After Apple's (AAPL -2.19%) bombshell decision to drop Imagination Technologies, an announcement that utterly decimated shares of the British company, Apple's suppliers should all be re-evaluating their relationship with the Mac maker right now and assessing what kinds of risks they face. Imagination's situation was exacerbated by the fact that it derived fully half of all its revenue from Apple, so the loss of that business will wreak financial havoc on Imagination as Apple shifts to in-sourcing its graphics architecture development over the next two years.

Apple's Mac GPU suppliers should also be concerned in theory, but any threat they face would be many years away, if at all. In the near term, Apple has quite a few semiconductor suppliers on the mobile side that run the risk of getting ditched next.

IGNMF Chart

IGNMF data by YCharts.

Who's next?

Synaptics (SYNA -3.36%) has a reasonably high chance of getting cut next, according to Pacific Crest analyst John Vinh (via Tech Trader Daily). Synaptics, which specializes mostly in touch-screen microcontrollers but has recently been diversifying into biometrics and display drivers, had a relationship with Apple back in the iPod days (think of the iconic clickwheel), but that relationship came to an end long ago. The company bought its way back into Apple's supply chain with the $475 million acquisition of Renesas SP Drivers in 2014 (Apple had reportedly considered acquiring Renesas at the time).

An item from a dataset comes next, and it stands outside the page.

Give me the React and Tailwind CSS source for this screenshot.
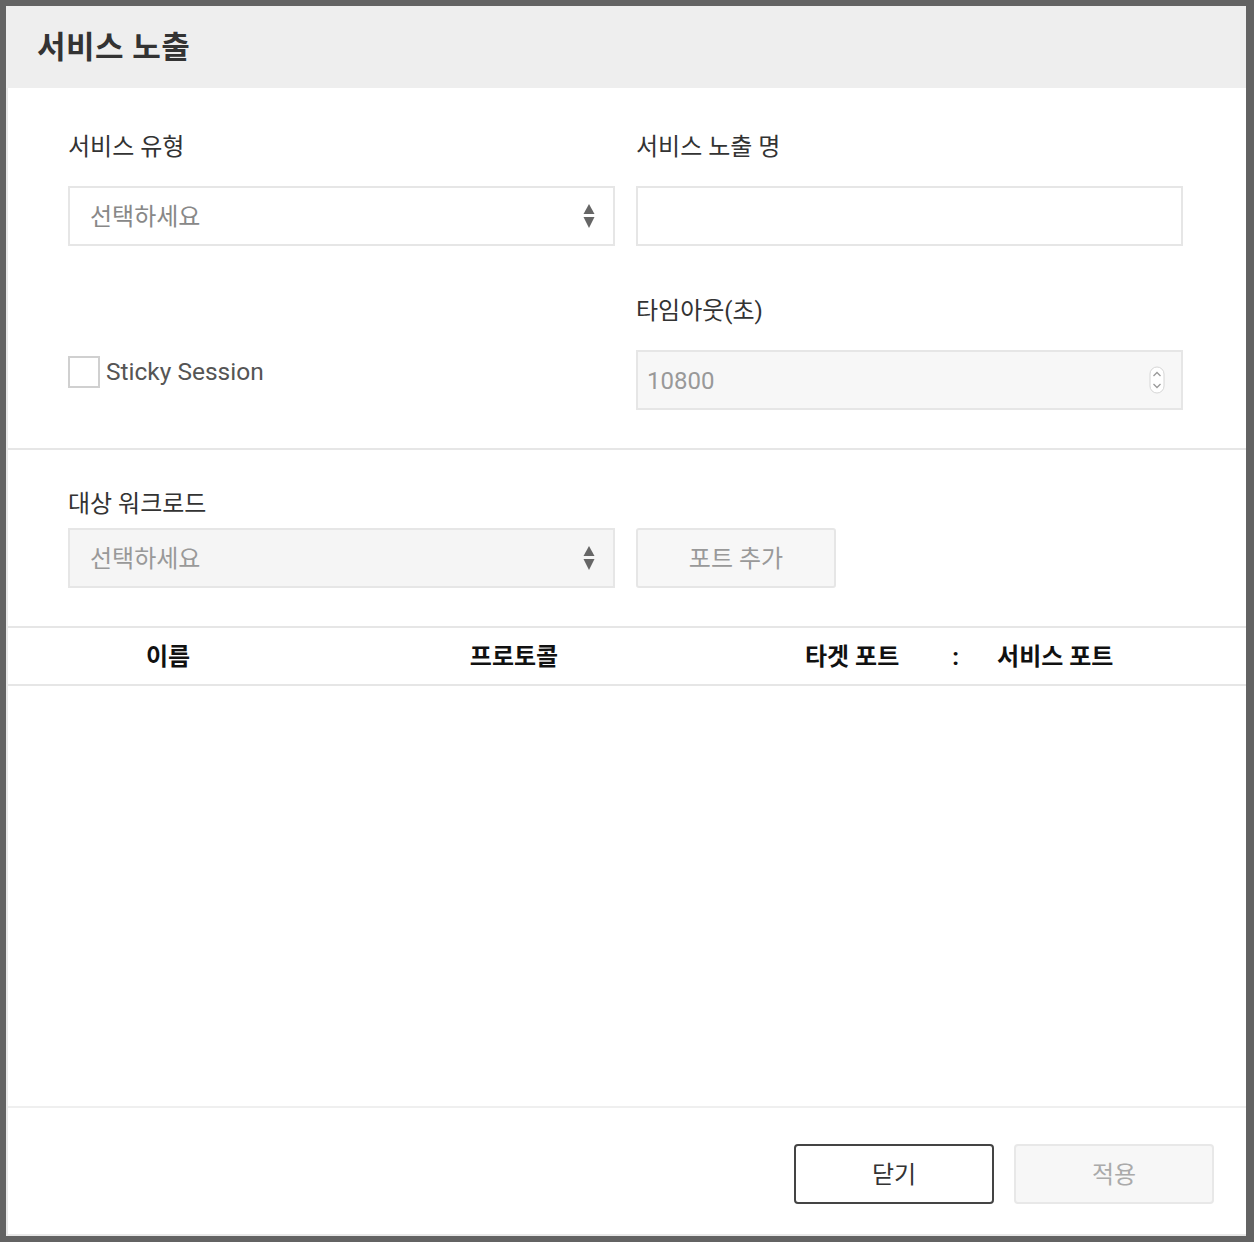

The analyst warns that the display driver chip that Synaptics currently supplies to Apple could be worth bringing in-house. In-sourcing display driver chips would give Apple more control over power and performance while also reducing dependence on Samsung for OLED displays. Apple has hired former Renesas engineers, so it's quite possible that Apple is already working on an internally developed version. Vinh considers the risk of Apple pursuing this route as "moderate to high." Also named as another possible at-risk supplier is Dialog Semiconductor. 

Tearaway rendering of A10 Fusion chip

Image source: Apple.

In terms of quantifying this risk, Synaptics has five unnamed customers that represented 10% or more of revenue last quarter, ranging from 10% to 21%, according to its most recent 10-Q. The worst-case scenario would be that Apple is that 21% customer and plans on dropping Synaptics soon, but Synaptics has a larger relationship with Samsung, so the 21% customer is probably the South Korean company. Regardless, the exposure is nowhere near the dangerously high 50% exposure that Imagination had.

Vinh assigns a "low to medium" risk that Apple drops audio codec supplier Cirrus Logic (CRUS -1.80%), which has ridden Apple's coattails for years. In-sourcing the audio codec would be quite feasible from a technical perspective, but the analyst does not believe that Apple would realize much in the way of benefits by doing so, either in costs or performance. Cirrus Logic also invests heavily in research and development, roughly $200 million per year, and it would be extremely expensive for Apple to in-source to a level that could yield differentiated features. That being said, the risk is still rather large, as Apple represented a whopping 85% of revenue last quarter, according to Cirrus' most recent 10-Q.

The broader trend is that Apple's chip ambitions seem to have no bounds, particularly for anything it deems a "fundamental" technology. Apple will always have a broad supplier base, but wherever it sees strategic value (differentiation, costs, roadmap control, etc.) in in-sourcing, investors should expect Apple to slowly but surely cut out suppliers whenever it can.